His Arctic research has investigated meltwater transport, surface hydrology, and albedo evolution in summer sea ice. A 2002 study co-authored by Eicken examined pathways and rates of meltwater transport through Arctic summer sea ice using observations from the Surface Heat Budget of the Arctic Ocean (SHEBA) experiment. The study showed how meltwater was redistributed through and beneath the ice cover, including its retention in under-ice melt ponds beneath false bottoms, layers of underwater ice that form at the interface between freshwater and seawater. In a subsequent study, Eicken and colleagues examined how meltwater drainage and ponding processes influence the summer albedo of Arctic pack ice and its energy balance.
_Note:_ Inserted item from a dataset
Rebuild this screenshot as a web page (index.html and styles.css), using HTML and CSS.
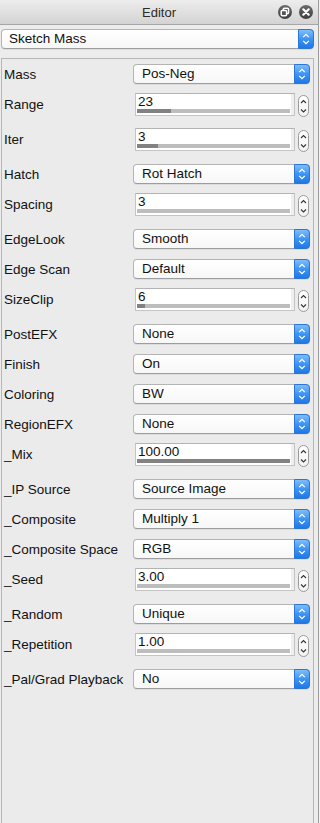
FILE: index.html
```html
<!DOCTYPE html>
<html lang="en">
<head>
  <meta charset="UTF-8" />
  <title>Editor</title>
  <meta name="viewport" content="width=device-width, initial-scale=1.0"/>
  <link rel="stylesheet" href="styles.css">
</head>
<body>

  <div class="window">
    <!-- Title bar -->
    <div class="titlebar">
      <span class="title">Editor</span>
      <div class="win-buttons">
        <span class="win-btn">
          <svg width="14" height="14" viewBox="0 0 14 14">
            <rect x="5.2" y="3.2" width="5.4" height="5.4" rx="1.2" fill="none" stroke="#fff" stroke-width="1.5"/>
            <rect x="3.2" y="5.4" width="5.4" height="5.4" rx="1.2" fill="#555" stroke="#fff" stroke-width="1.5"/>
          </svg>
        </span>
        <span class="win-btn">
          <svg width="14" height="14" viewBox="0 0 14 14">
            <path d="M4.3 4.3 L9.7 9.7 M9.7 4.3 L4.3 9.7" stroke="#fff" stroke-width="2.2" stroke-linecap="round"/>
          </svg>
        </span>
      </div>
    </div>

    <!-- Preset picker -->
    <div class="preset">
      <div class="popup popup-wide">
        <span class="popup-text">Sketch Mass</span>
        <span class="popup-arrows"></span>
      </div>
    </div>

    <!-- Parameters -->
    <div class="panel" id="params"></div>
  </div>

  <script>
    const arrowsSvg = `
      <svg width="15" height="20" viewBox="0 0 15 20">
        <path d="M4.5 8 L7.5 5 L10.5 8 M4.5 12 L7.5 15 L10.5 12" fill="none" stroke="#fff" stroke-width="1.4"/>
      </svg>`;

    const stepperSvg = `
      <svg width="9" height="20" viewBox="0 0 9 20">
        <path d="M2 7 L4.5 4.5 L7 7 M2 13.5 L4.5 16 L7 13.5" fill="none" stroke="#333" stroke-width="1.1"/>
      </svg>`;

    const params = [
      { label: "Mass", type: "popup", value: "Pos-Neg" },
      { label: "Range", type: "field", value: "23", fill: 22 },
      { label: "Iter", type: "field", value: "3", fill: 14 },
      { label: "Hatch", type: "popup", value: "Rot Hatch" },
      { label: "Spacing", type: "field", value: "3", fill: 0 },
      { label: "EdgeLook", type: "popup", value: "Smooth" },
      { label: "Edge Scan", type: "popup", value: "Default" },
      { label: "SizeClip", type: "field", value: "6", fill: 5 },
      { label: "PostEFX", type: "popup", value: "None" },
      { label: "Finish", type: "popup", value: "On" },
      { label: "Coloring", type: "popup", value: "BW" },
      { label: "RegionEFX", type: "popup", value: "None" },
      { label: "_Mix", type: "field", value: "100.00", fill: 100 },
      { label: "_IP Source", type: "popup", value: "Source Image" },
      { label: "_Composite", type: "popup", value: "Multiply 1" },
      { label: "_Composite Space", type: "popup", value: "RGB" },
      { label: "_Seed", type: "field", value: "3.00", fill: 0 },
      { label: "_Random", type: "popup", value: "Unique" },
      { label: "_Repetition", type: "field", value: "1.00", fill: 0 },
      { label: "_Pal/Grad Playback", type: "popup", value: "No" }
    ];

    function buildParams() {
      const panel = document.getElementById('params');
      params.forEach(p => {
        const row = document.createElement('div');
        row.className = `param-row ${p.type === 'field' ? 'row-field' : 'row-popup'}`;
        let control;
        if (p.type === 'popup') {
          control = `
            <div class="popup">
              <span class="popup-text">${p.value}</span>
              <span class="popup-arrows">${arrowsSvg}</span>
            </div>`;
        } else {
          control = `
            <div class="slider-field">
              <div class="field">
                <span class="field-text">${p.value}</span>
                <div class="track"><div class="track-fill" style="width: ${p.fill}%"></div></div>
              </div>
              <span class="stepper">${stepperSvg}</span>
            </div>`;
        }
        row.innerHTML = `<span class="param-label">${p.label}</span>${control}`;
        panel.appendChild(row);
      });
    }

    // Init
    document.querySelector('.preset .popup-arrows').innerHTML = arrowsSvg;
    buildParams();
  </script>

</body>
</html>
```

FILE: styles.css
```css
* {
  box-sizing: border-box;
}

body {
  margin: 0;
  font-family: 'Liberation Sans', Arial, sans-serif;
  font-size: 13.5px;
  color: #111;
  background-color: #f2f2f2;
  height: 100vh;
  overflow: hidden;
}

.window {
  width: 319px;
  height: 100vh;
  background-color: #ececec;
  border-right: 1px solid #9c9c9c;
  display: flex;
  flex-direction: column;
}

/* TITLE BAR */
.titlebar {
  height: 25px;
  flex-shrink: 0;
  display: flex;
  align-items: center;
  justify-content: center;
  position: relative;
  background: linear-gradient(to bottom, #ededed, #d3d3d3);
  border-bottom: 1px solid #a6a6a6;
}

.title {
  font-size: 13px;
  color: #2b2b2b;
}

.win-buttons {
  position: absolute;
  right: 5px;
  top: 5px;
  display: flex;
  gap: 7px;
}

.win-btn {
  width: 14px;
  height: 14px;
  border-radius: 50%;
  background: linear-gradient(to bottom, #6b6b6b, #3f3f3f);
  display: flex;
}

/* POPUP BUTTONS */
.preset {
  padding: 4px 4px 0 1px;
  flex-shrink: 0;
}

.popup {
  width: 177px;
  height: 20px;
  display: flex;
  align-items: center;
  background: linear-gradient(to bottom, #ffffff, #f7f7f7);
  border: 1px solid #b4b4b4;
  border-bottom-color: #9d9d9d;
  border-radius: 4px;
  box-shadow: 0 1px 0 rgba(0, 0, 0, 0.06);
}

.popup-wide {
  width: 100%;
}

.popup-text {
  flex: 1;
  padding-left: 8px;
  line-height: 18px;
  white-space: nowrap;
}

.popup-wide .popup-text {
  padding-left: 7px;
}

.popup-arrows {
  width: 16px;
  height: 20px;
  margin: -1px -1px -1px 0;
  display: flex;
  align-items: center;
  justify-content: center;
  border-radius: 0 4px 4px 0;
  background: linear-gradient(to bottom, #7dbefc, #3d94f5 50%, #1f78e6);
  border: 1px solid #2c76d6;
}

/* PARAMETER PANEL */
.panel {
  flex: 1;
  margin: 9px 4px 0 1px;
  border: 1px solid #b7b7b7;
  border-bottom: none;
  background-color: #ebebeb;
  padding-left: 1px;
}

.param-row {
  display: flex;
  align-items: center;
}

.row-popup {
  height: 30px;
}

.row-field {
  height: 35px;
  padding-bottom: 4px;
}

.param-label {
  width: 130px;
  flex-shrink: 0;
  padding-left: 1px;
  white-space: nowrap;
}

/* SLIDER FIELDS */
.slider-field {
  display: flex;
  align-items: center;
  margin-left: 2px;
}

.field {
  width: 160px;
  height: 23px;
  background-color: #fff;
  border: 1px solid #c4c4c4;
  border-top-color: #b3b3b3;
  box-shadow: inset -3px 0 0 #efefef;
  display: flex;
  flex-direction: column;
}

.field-text {
  line-height: 15px;
  padding-left: 2px;
}

.track {
  height: 4px;
  margin: 0 4px 0 1px;
  background-color: #bdbdbd;
}

.track-fill {
  height: 100%;
  background-color: #828282;
}

.stepper {
  width: 11px;
  height: 22px;
  margin: 2px 0 0 3px;
  border: 1px solid #9a9a9a;
  border-radius: 6px;
  background: linear-gradient(to bottom, #ffffff, #f3f3f3);
  display: flex;
  justify-content: center;
}
```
== Selected publications ==
- Eicken, H. (1991). Quantification of sea-ice properties: automated image analysis of thin sections and parameterization of chlorophyll and salinity distributions. Berichte zur Polarforschung (Reports on Polar Research), No. 82. Bremerhaven: Alfred Wegener Institute. 105 pp.
- Eicken, Hajo (1992). "The role of sea ice in structuring Antarctic ecosystems"
- Eicken, Hajo (1994). "Structure of under-ice melt ponds in the central Arctic and their effect on, the sea-ice cover"
- Eicken, H. (2002). "Tracer studies of pathways and rates of meltwater transport through Arctic summer sea ice"
- Eicken, H. (2004). "Hydraulic controls of summer Arctic pack ice albedo"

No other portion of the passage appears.